Minor Tricks To Maximize Your Trade Show Display

Posted on

There are about 1600 trade shows that take place in the United States each year. Since only about 50 percent of the attendees are expected to do any purchasing, your display area needs to be able to grab their attention and do so immediately in a crowded room of vying competitors. Other return on investment indicators such as lead generation, message communication, and brand enhancement are also dependent on the amount of traffic you attract to your display. 

Since each booth will probably be doing their best to attract the same group of people, here are some ways to make sure that your booth stands out in the crowd. 

The quality in the flash and shine 

A display area can be done in a variety of ways and can include the use of monitors, television screens and tablets.  The cost for this can range from $2500 to $6000 for a 10 by 10 display booth with larger booths costing more. You may also want to consider trade show monitor stands from http://www.trusskits.com or a similar website. While having a flashy, shiny booth is a great step towards getting attention, you also need to make sure that the message you are trying to convey is easy to understand at a glance as that is all it sometimes takes for patrons to decide to stop or keep moving.

Choose a single most important message that you want attendees to know about your company that tells the story and can get a conversation started and use this theme in each element of your display. Depending on the type of trade show, you can add touches like balloons or candy stickers that attract the children or the younger audience.
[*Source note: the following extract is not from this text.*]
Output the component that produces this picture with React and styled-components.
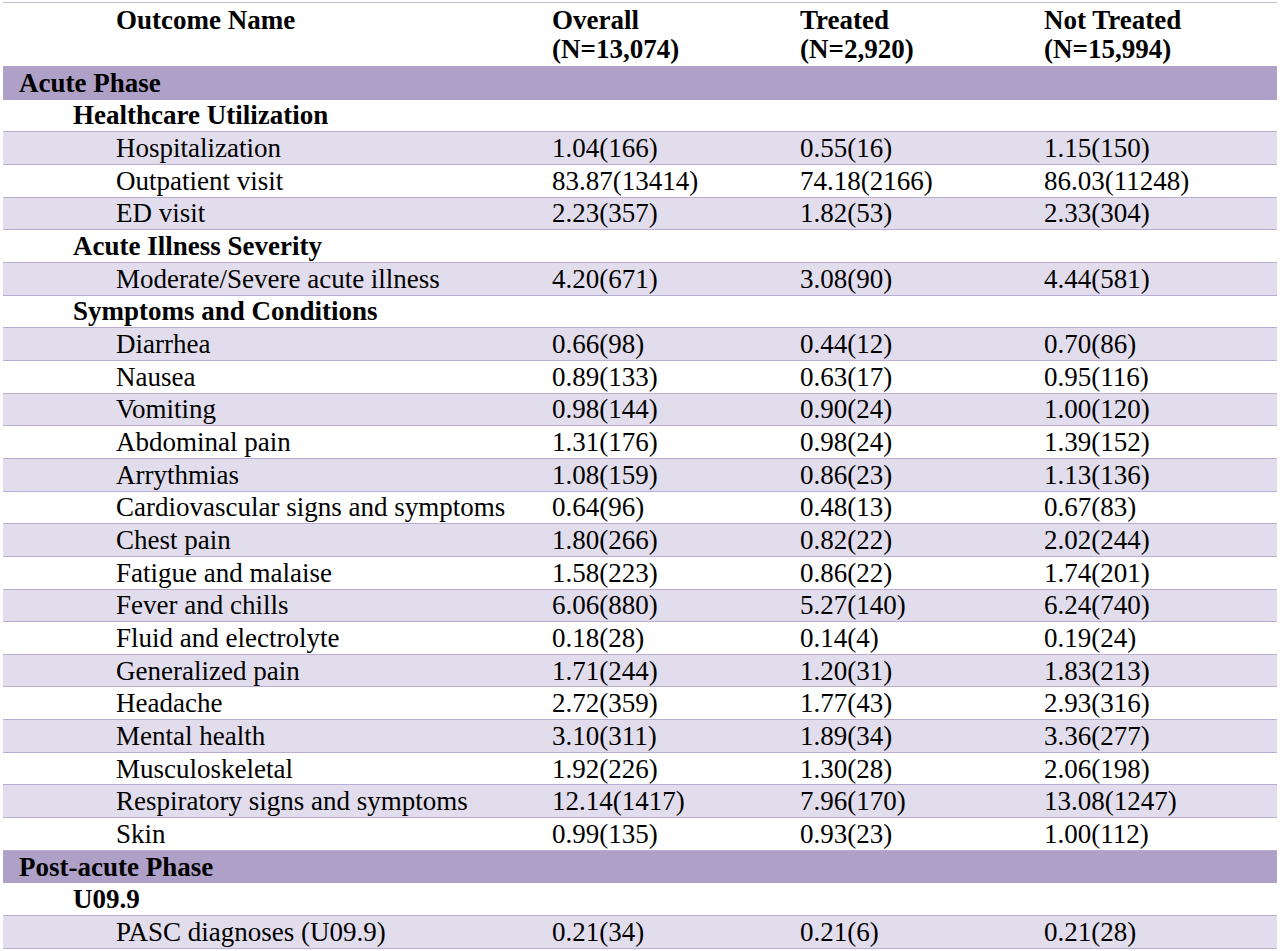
import React from "react";
import styled, { createGlobalStyle } from "styled-components";

const GlobalStyle = createGlobalStyle`
  body {
    margin: 0;
    background: #fff;
    font-family: "Liberation Serif", "Times New Roman", serif;
    color: #000;
  }
`;

const Wrap = styled.div`
  padding: 2px 3px 0 3px;
`;

const Table = styled.table`
  width: 1274px;
  border-collapse: collapse;
  table-layout: fixed;
  font-size: 27px;
`;

const HeadRow = styled.tr`
  height: 64px;
  border-top: 1px solid #c4bad6;
`;

const HeadCell = styled.th`
  text-align: left;
  vertical-align: top;
  font-weight: bold;
  line-height: 29px;
  padding: 3px 0 0 ${(p) => p.$indent || 7}px;
`;

const Row = styled.tr`
  height: 32.67px;
  background: ${(p) =>
    p.$kind === "phase" ? "#afa0c8" : p.$kind === "item" && p.$shade ? "#e2ddec" : "#fff"};
  border-top: 1px solid
    ${(p) => (p.$kind === "phase" ? "#afa0c8" : "#b9aed1")};
  border-bottom: 1px solid
    ${(p) => (p.$kind === "phase" ? "#afa0c8" : "#b9aed1")};
`;

const Cell = styled.td`
  padding: 0 0 0 ${(p) => p.$indent || 7}px;
  white-space: nowrap;
  font-weight: ${(p) => (p.$bold ? "bold" : "normal")};
  line-height: 28px;
`;

const data = [
  { kind: "phase", label: "Acute Phase" },
  { kind: "group", label: "Healthcare Utilization" },
  { kind: "item", label: "Hospitalization", v: ["1.04(166)", "0.55(16)", "1.15(150)"] },
  { kind: "item", label: "Outpatient visit", v: ["83.87(13414)", "74.18(2166)", "86.03(11248)"] },
  { kind: "item", label: "ED visit", v: ["2.23(357)", "1.82(53)", "2.33(304)"] },
  { kind: "group", label: "Acute Illness Severity" },
  { kind: "item", label: "Moderate/Severe acute illness", v: ["4.20(671)", "3.08(90)", "4.44(581)"] },
  { kind: "group", label: "Symptoms and Conditions" },
  { kind: "item", label: "Diarrhea", v: ["0.66(98)", "0.44(12)", "0.70(86)"] },
  { kind: "item", label: "Nausea", v: ["0.89(133)", "0.63(17)", "0.95(116)"] },
  { kind: "item", label: "Vomiting", v: ["0.98(144)", "0.90(24)", "1.00(120)"] },
  { kind: "item", label: "Abdominal pain", v: ["1.31(176)", "0.98(24)", "1.39(152)"] },
  { kind: "item", label: "Arrythmias", v: ["1.08(159)", "0.86(23)", "1.13(136)"] },
  { kind: "item", label: "Cardiovascular signs and symptoms", v: ["0.64(96)", "0.48(13)", "0.67(83)"] },
  { kind: "item", label: "Chest pain", v: ["1.80(266)", "0.82(22)", "2.02(244)"] },
  { kind: "item", label: "Fatigue and malaise", v: ["1.58(223)", "0.86(22)", "1.74(201)"] },
  { kind: "item", label: "Fever and chills", v: ["6.06(880)", "5.27(140)", "6.24(740)"] },
  { kind: "item", label: "Fluid and electrolyte", v: ["0.18(28)", "0.14(4)", "0.19(24)"] },
  { kind: "item", label: "Generalized pain", v: ["1.71(244)", "1.20(31)", "1.83(213)"] },
  { kind: "item", label: "Headache", v: ["2.72(359)", "1.77(43)", "2.93(316)"] },
  { kind: "item", label: "Mental health", v: ["3.10(311)", "1.89(34)", "3.36(277)"] },
  { kind: "item", label: "Musculoskeletal", v: ["1.92(226)", "1.30(28)", "2.06(198)"] },
  { kind: "item", label: "Respiratory signs and symptoms", v: ["12.14(1417)", "7.96(170)", "13.08(1247)"] },
  { kind: "item", label: "Skin", v: ["0.99(135)", "0.93(23)", "1.00(112)"] },
  { kind: "phase", label: "Post-acute Phase" },
  { kind: "group", label: "U09.9" },
  { kind: "item", label: "PASC diagnoses (U09.9)", v: ["0.21(34)", "0.21(6)", "0.21(28)"] },
];

const indents = { phase: 16, group: 70, item: 113 };

export default function App() {
  return (
    <Wrap>
      <GlobalStyle />
      <Table>
        <colgroup>
          <col style={{ width: 542 }} />
          <col style={{ width: 248 }} />
          <col style={{ width: 244 }} />
          <col style={{ width: 240 }} />
        </colgroup>
        <thead>
          <HeadRow>
            <HeadCell $indent={113}>Outcome Name</HeadCell>
            <HeadCell>
              Overall
              <br />
              (N=13,074)
            </HeadCell>
            <HeadCell>
              Treated
              <br />
              (N=2,920)
            </HeadCell>
            <HeadCell>
              Not Treated
              <br />
              (N=15,994)
            </HeadCell>
          </HeadRow>
        </thead>
        <tbody>
          {data.map((r, i) => (
            <Row key={i} $kind={r.kind} $shade={i % 2 === 0}>
              <Cell $indent={indents[r.kind]} $bold={r.kind !== "item"}>
                {r.label}
              </Cell>
              <Cell>{r.v ? r.v[0] : ""}</Cell>
              <Cell>{r.v ? r.v[1] : ""}</Cell>
              <Cell>{r.v ? r.v[2] : ""}</Cell>
            </Row>
          ))}
        </tbody>
      </Table>
    </Wrap>
  );
}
It is a distinct possibility that where the children go, the adults will follow.  

Don't sit back.... interact!

No matter how much money you have spent on setting up the best and most graphic display, it often may not be as successful without face-to-face interaction from you and your booth staff. Body positioning and body language are key elements when engaging persons to spend more than a moment in your booth so that you can either get a sale or lead generation. Try not to sit behind your table or to sit at all unless the chairs are high and you can be easily seen.
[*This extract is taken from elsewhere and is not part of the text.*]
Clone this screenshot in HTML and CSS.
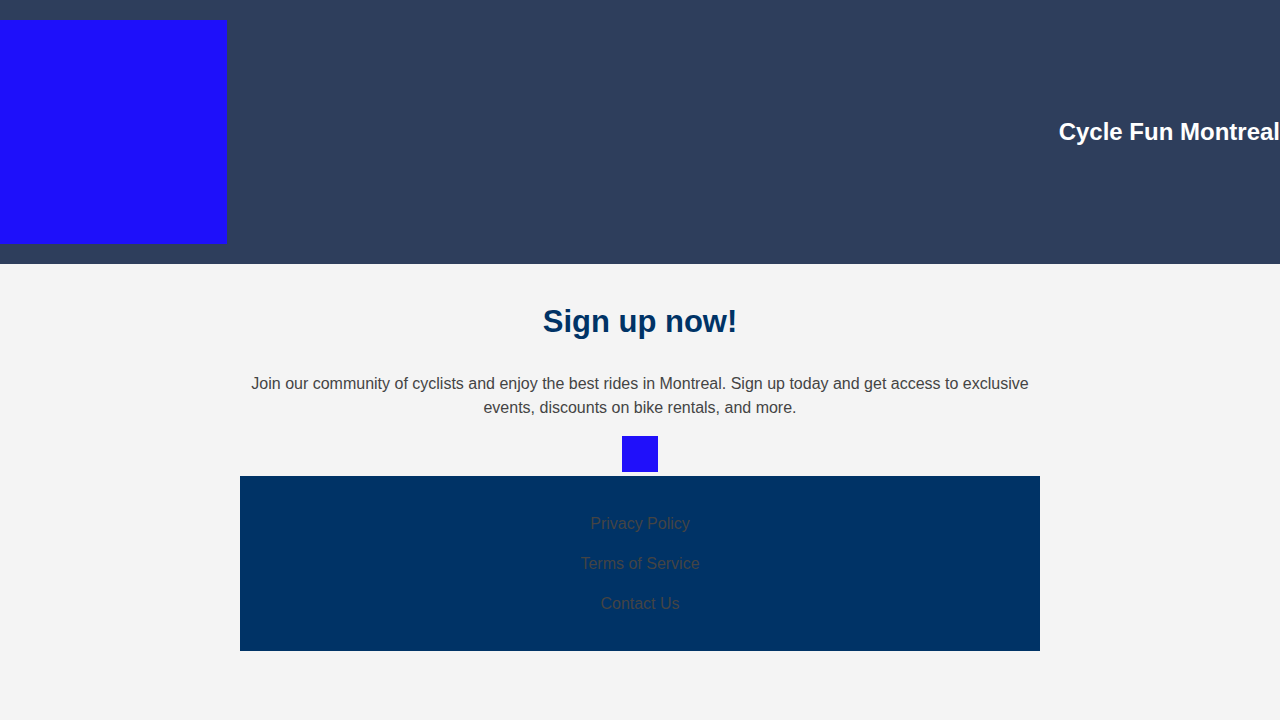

Keep a smile on your face for each person you meet (booth time can translate to about 9 hours in a successful trade show). You might need to work out a schedule for breaks so that you do not become too fatigued to make the effort to smile and be energized when interacting with attendees. It is suggested that you keep your arms engaged in the conversation but not so animated that it becomes a distraction. Crossing your arms, especially when persons are approaching, can give an unwelcoming feel.